Our cover artist may live in a woodsy part of Ulster County — a poky Upstate hamlet of 207 households called Rifton, to be specific, where the big attraction is a modestly picturesque covered bridge over a trickle called the Dry Brook — but water is the central theme of her paintings in oil and gouache. Samantha French paints young women underwater, exhaling in bubbles, eyes closed; young men suspended as if in meditation in swimming pools, explosions of rhododendron and bougainvillea color breaking above their heads.
Four years ago, another watery work by French appeared on our cover. That one was a swimmer in a striped bikini, spreading her limbs starfishlike as light danced off the bottom of the pool. This month, her subjects are clearly not lounging poolside, but on a beach. It’s a moment that we recognize, here in our beach town: We know they know one-another intimately; a pair of sisters, perhaps, lifting their eyes from their books as they talk, while the boyfriend’s attention is elsewhere?

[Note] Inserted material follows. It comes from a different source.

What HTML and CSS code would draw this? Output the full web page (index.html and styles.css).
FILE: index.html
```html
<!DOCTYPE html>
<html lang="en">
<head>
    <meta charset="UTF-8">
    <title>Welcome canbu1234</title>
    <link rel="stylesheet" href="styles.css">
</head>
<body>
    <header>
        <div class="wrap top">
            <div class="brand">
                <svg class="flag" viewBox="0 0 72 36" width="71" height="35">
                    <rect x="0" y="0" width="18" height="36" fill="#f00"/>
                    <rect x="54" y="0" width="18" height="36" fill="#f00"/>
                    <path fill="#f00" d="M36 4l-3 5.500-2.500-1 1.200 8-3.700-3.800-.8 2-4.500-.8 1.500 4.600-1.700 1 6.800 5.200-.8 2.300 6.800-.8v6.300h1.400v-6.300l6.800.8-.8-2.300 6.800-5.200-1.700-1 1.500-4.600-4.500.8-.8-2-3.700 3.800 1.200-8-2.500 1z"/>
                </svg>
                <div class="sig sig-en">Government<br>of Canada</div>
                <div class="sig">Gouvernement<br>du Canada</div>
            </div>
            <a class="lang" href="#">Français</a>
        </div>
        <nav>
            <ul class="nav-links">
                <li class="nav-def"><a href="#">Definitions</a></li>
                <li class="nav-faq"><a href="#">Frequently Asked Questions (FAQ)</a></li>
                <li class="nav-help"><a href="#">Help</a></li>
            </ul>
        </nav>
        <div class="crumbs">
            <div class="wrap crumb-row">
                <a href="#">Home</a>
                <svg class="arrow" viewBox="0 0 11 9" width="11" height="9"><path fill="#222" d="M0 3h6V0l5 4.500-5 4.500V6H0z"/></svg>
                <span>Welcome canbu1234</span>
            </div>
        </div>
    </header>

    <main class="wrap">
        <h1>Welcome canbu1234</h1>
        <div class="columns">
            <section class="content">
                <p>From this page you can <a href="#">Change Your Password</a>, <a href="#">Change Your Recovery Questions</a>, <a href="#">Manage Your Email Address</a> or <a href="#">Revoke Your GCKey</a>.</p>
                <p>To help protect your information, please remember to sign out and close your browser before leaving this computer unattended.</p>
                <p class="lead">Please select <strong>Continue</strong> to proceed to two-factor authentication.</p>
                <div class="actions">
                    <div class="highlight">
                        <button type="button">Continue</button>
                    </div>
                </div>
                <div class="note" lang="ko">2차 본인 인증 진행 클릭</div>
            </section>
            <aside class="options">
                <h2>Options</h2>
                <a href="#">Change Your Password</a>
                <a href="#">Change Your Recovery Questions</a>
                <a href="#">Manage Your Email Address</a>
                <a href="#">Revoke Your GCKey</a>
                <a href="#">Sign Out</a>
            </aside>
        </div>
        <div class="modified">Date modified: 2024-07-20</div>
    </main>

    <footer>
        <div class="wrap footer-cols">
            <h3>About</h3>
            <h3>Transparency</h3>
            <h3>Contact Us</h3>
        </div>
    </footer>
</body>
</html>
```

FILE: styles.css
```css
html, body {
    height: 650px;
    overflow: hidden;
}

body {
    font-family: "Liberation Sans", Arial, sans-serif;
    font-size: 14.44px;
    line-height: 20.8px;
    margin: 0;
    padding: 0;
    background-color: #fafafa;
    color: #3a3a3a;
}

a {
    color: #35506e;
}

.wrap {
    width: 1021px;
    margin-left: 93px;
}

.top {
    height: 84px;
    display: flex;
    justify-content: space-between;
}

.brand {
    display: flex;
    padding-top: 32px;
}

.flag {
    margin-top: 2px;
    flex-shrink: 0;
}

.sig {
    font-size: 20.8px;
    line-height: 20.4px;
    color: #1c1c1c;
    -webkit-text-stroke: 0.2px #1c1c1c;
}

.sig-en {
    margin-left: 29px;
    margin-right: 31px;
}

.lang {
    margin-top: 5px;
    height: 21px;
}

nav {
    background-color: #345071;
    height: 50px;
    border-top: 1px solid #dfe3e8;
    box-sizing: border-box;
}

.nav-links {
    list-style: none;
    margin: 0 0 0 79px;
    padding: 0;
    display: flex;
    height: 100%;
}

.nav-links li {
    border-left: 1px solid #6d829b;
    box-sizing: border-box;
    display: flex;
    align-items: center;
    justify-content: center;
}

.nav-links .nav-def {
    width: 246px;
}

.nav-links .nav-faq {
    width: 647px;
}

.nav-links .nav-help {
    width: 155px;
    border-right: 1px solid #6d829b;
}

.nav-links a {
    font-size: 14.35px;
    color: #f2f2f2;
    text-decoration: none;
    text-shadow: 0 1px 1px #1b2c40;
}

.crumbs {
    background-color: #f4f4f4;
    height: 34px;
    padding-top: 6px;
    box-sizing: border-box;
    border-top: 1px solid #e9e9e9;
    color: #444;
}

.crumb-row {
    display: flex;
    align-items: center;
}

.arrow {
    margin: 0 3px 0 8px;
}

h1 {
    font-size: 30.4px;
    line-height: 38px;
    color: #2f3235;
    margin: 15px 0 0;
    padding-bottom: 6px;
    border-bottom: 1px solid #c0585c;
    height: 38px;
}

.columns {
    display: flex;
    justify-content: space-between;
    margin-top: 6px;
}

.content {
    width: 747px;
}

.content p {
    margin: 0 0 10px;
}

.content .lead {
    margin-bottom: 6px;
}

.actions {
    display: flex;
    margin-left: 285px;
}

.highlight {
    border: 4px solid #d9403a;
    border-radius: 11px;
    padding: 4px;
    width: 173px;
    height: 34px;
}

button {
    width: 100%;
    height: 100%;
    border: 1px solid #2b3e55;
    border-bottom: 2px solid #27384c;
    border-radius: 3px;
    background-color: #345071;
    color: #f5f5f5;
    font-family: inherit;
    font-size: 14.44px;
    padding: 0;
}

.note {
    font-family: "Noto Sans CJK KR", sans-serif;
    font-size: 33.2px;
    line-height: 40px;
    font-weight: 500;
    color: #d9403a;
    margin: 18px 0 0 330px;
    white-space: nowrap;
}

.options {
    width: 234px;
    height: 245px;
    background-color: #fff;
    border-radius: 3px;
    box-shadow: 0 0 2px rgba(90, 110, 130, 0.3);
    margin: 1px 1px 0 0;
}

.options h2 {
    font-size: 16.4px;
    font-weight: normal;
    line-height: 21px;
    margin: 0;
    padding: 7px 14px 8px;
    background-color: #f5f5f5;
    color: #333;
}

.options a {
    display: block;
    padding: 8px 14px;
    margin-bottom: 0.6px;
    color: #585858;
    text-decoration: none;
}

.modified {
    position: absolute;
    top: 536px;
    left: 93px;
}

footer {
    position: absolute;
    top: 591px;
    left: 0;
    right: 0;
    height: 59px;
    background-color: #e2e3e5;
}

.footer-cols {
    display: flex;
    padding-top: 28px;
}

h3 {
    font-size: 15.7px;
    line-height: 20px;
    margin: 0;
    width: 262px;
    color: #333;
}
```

Naturally, living in Rifton, French has to get inventive to find watering holes in which to submerge her subjects and herself, with her Canon camera (the resulting photos being the source of her compositions). Sometimes, she meets up with a friend at a hotel someplace, often on the West Coast, to try out different poolscapes. “Having my own pool is still the dream,” she says. “One day, maybe!”